First, weak symbols are add for lineCodingEvent() and lineStateEvent(). This makes sure that if a sketch does not provide one of the functions, the linker will use these dummy ones.

Then, it suffices to call the functions at the right place. CDC_Setup() is called whenever the Leonardo receives a “control message” , related to the CDC (Communication Device Class) protocol. Line coding and line state are set via such control messages. In the above snippet, the event functions are called after the messages are parsed.

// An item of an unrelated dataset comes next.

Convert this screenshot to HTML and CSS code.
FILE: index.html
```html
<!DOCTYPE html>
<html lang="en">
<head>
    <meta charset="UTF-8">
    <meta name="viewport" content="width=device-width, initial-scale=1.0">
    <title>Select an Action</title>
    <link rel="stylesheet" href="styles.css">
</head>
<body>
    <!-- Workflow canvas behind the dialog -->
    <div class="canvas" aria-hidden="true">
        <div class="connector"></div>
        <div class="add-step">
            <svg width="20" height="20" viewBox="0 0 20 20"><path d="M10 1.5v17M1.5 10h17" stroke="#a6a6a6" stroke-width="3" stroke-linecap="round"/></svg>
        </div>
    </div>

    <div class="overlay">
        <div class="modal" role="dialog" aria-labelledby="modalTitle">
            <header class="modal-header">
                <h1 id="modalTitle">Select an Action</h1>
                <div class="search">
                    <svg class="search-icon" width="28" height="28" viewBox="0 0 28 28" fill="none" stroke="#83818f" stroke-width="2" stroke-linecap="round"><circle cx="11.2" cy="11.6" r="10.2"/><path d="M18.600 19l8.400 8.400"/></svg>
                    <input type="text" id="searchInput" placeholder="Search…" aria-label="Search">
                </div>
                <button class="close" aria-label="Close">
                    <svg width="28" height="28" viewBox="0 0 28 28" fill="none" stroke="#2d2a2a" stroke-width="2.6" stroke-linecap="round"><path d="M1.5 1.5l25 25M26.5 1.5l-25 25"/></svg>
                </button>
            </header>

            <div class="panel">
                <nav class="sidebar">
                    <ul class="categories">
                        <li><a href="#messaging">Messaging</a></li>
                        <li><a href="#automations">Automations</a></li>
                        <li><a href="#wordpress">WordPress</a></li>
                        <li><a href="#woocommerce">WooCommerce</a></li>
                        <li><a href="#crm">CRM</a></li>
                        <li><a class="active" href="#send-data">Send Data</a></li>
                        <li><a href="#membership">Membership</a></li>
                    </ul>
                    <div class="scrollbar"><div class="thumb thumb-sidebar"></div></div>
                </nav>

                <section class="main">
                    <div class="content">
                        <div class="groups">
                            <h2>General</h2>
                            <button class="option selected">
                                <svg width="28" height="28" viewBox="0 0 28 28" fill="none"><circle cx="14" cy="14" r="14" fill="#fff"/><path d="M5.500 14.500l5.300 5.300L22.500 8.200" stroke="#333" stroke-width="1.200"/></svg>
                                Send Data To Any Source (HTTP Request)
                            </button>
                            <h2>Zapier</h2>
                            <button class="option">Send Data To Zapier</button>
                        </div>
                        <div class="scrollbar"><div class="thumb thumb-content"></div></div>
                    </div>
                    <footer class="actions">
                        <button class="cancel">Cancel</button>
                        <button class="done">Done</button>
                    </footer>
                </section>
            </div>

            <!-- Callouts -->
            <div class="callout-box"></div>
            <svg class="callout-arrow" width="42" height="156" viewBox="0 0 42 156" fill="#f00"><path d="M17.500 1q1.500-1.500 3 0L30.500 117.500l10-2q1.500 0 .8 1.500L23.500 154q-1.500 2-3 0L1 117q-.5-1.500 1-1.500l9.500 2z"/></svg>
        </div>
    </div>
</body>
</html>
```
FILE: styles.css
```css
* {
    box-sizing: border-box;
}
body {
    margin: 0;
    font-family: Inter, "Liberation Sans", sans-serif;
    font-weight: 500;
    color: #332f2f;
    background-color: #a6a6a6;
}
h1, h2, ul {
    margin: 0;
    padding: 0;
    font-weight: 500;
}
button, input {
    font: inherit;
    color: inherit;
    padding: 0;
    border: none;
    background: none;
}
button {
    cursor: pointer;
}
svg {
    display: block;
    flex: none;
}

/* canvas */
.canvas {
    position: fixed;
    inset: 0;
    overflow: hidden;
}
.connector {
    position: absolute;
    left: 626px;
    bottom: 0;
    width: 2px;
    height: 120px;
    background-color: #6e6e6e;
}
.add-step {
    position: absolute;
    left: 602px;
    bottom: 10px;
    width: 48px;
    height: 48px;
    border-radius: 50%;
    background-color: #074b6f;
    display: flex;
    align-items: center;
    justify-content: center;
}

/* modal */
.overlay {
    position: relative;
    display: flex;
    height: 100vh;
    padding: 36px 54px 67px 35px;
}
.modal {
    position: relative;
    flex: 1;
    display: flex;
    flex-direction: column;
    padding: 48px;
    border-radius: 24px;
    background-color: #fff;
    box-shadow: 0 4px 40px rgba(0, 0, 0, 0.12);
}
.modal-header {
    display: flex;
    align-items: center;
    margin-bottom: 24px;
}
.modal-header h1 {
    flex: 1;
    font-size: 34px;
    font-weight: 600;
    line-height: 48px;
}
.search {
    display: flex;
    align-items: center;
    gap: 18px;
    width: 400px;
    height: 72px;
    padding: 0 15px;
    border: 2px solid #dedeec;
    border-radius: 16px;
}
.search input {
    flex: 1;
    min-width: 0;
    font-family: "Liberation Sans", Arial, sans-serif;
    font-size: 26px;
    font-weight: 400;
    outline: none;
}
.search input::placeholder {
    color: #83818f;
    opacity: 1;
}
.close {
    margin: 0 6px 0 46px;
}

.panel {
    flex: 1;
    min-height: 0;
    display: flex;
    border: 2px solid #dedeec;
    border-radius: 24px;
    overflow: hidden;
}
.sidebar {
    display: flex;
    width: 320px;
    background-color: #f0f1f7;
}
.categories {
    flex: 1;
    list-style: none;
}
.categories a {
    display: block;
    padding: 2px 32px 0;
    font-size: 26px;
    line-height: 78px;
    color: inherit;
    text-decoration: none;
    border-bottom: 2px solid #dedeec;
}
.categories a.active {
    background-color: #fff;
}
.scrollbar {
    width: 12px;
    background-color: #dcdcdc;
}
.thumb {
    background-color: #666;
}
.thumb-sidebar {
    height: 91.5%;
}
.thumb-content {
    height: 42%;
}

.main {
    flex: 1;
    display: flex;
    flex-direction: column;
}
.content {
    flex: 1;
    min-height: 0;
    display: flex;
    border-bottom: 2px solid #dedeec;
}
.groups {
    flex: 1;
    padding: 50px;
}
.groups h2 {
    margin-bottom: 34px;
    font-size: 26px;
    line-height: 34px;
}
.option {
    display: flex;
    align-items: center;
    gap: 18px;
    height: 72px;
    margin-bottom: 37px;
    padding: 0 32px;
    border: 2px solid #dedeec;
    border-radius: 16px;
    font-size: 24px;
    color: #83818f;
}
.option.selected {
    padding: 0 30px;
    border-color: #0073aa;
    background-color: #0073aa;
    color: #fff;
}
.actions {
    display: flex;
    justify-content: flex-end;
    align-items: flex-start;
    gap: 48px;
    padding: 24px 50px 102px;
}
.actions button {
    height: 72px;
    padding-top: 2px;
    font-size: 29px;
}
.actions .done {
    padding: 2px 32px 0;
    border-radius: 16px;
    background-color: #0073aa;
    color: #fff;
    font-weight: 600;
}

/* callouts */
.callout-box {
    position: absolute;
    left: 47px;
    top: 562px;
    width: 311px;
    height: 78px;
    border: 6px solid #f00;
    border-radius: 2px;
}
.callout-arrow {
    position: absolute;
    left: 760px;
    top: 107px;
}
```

I tried out the sketch by downloading the asciiTable sample using the IDE. The target atmega328p gets autoreset and the baudrate updated to 57600, which is what the Duemilanove bootloader uses. When the download completed, I opened the serial monitor and set it to 9600 baud. Upon reset of the atmega328p, I received the expected output from the asciiTable sketch.